Remember our discussions of direct and indirect language? Direct language is easy; we can easily understand what the speaker/writer wants us to know. Indirect language, however, is more challenging. We need to use logic to infer the real intent.

Think about the following quotation from Michelle Obama’s speech:

And he believes that women are more than capable of making our own choices about our bodies and our health care…that’s what my husband stands for.

The literal meaning is incredibly broad. Still, I can infer that the First Lady is referring to abortion; my logic is based on two observations:

  • Michelle Obama is pro-choice
  • Many pro-choice supporters use phrases like ”making choices with our bodies” when they describe their stance

Inference is not limited to language. Let’s examine a few album covers, and use logic to infer what we can about the music and the musicians:

Inference, however, can be tricky. Our logic may be faulty, or our observations may be inaccurate. Let’s look at this video together. Half-way through the video, I will ask you to make inferences about what you have seen.

Period 4/5

Today, we will begin with a mini-lecture about the Other.
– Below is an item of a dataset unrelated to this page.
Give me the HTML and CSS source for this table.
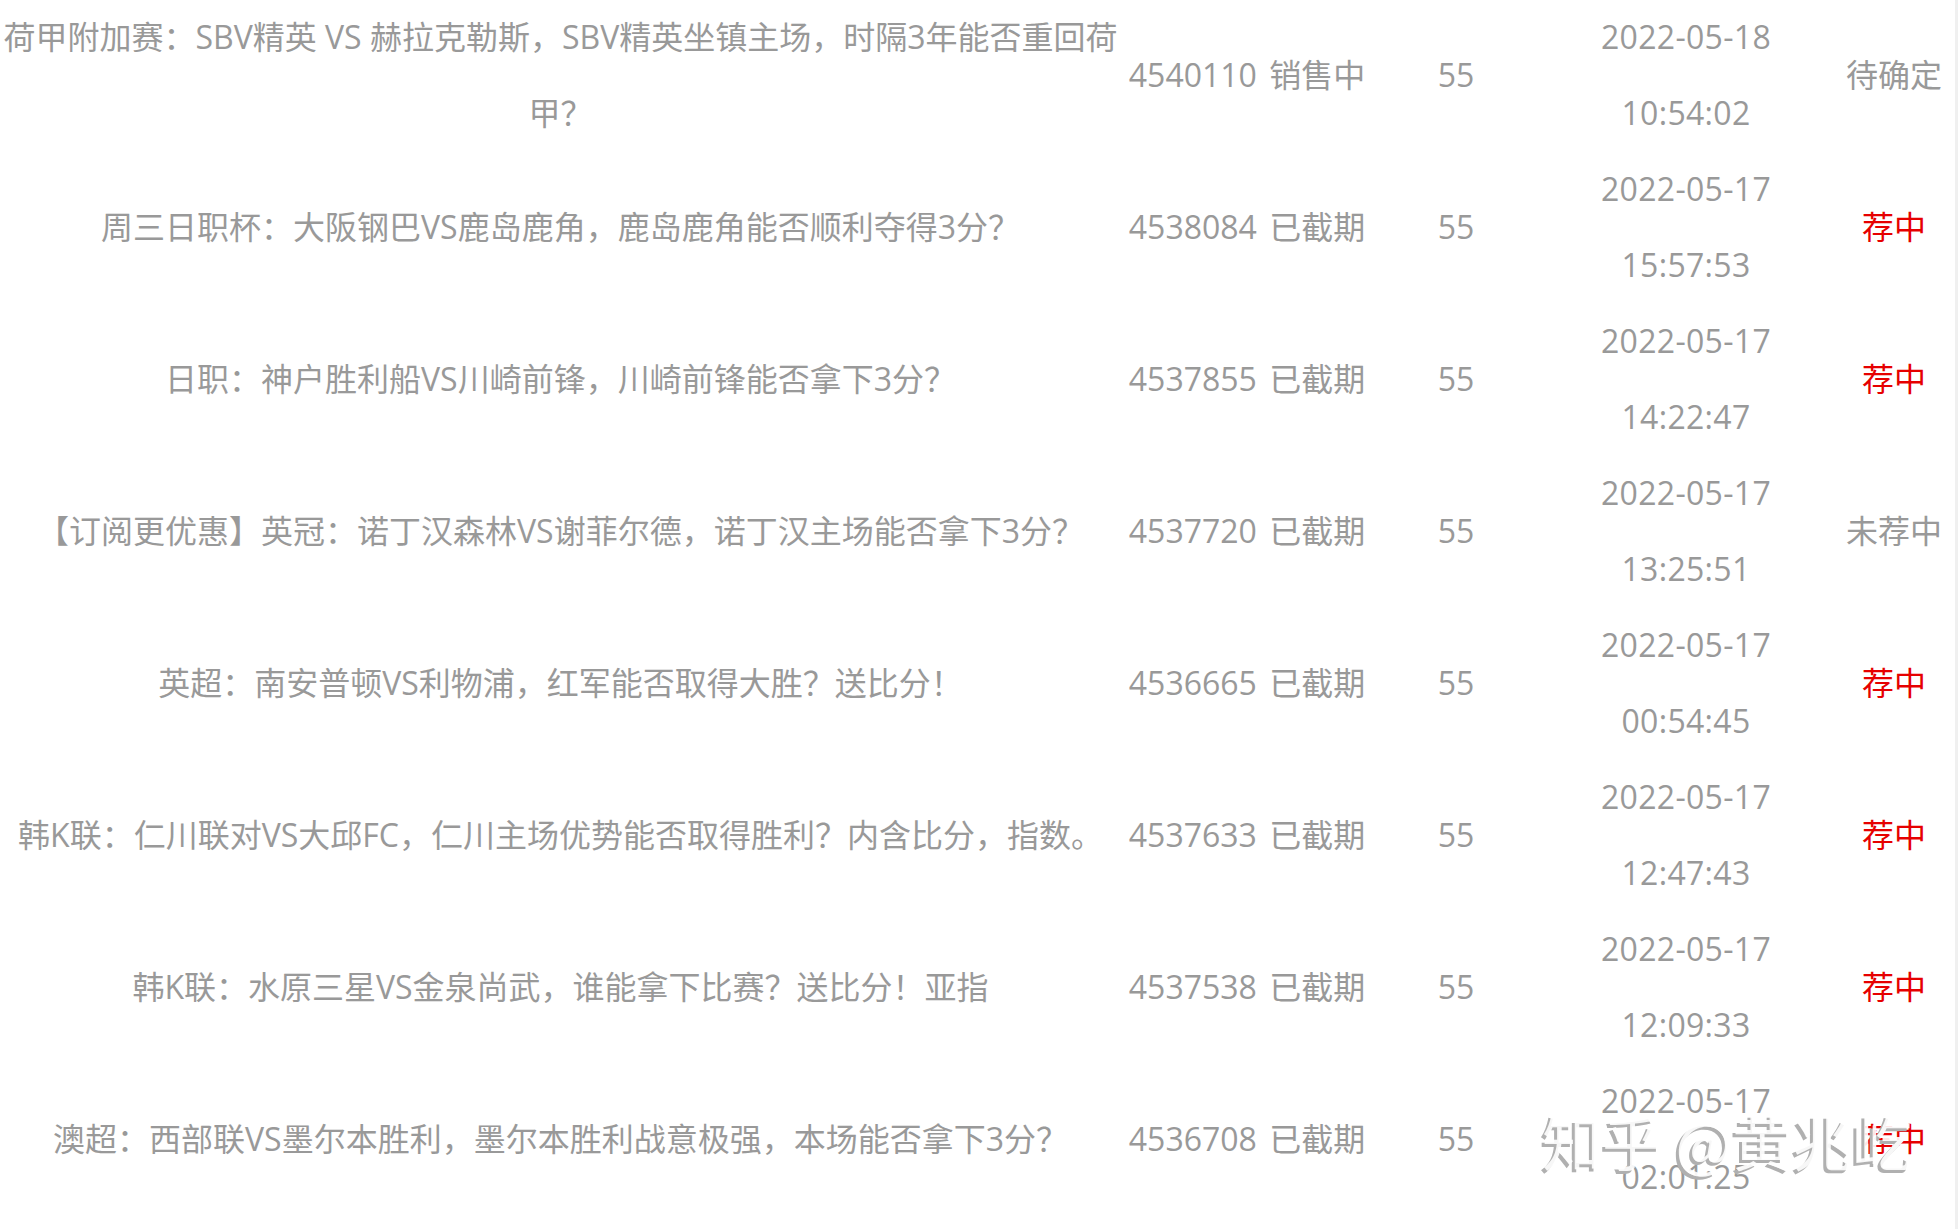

  • We will discuss strategies for lectures.
  • We will consider the role the Other plays in literature and life.
  • Finally, we will discuss your experiences during the lecture.

Once you have an understanding of the Other, your group will use this lecture to examine  the Blue Man in detail. I’d like you to track moments from the novel that define him as the Other. In your notes, add a snippet of text, the page number, and a sentence or two of commentary for each point. In the commentary, make a clear connection between the text and the theory of the Other.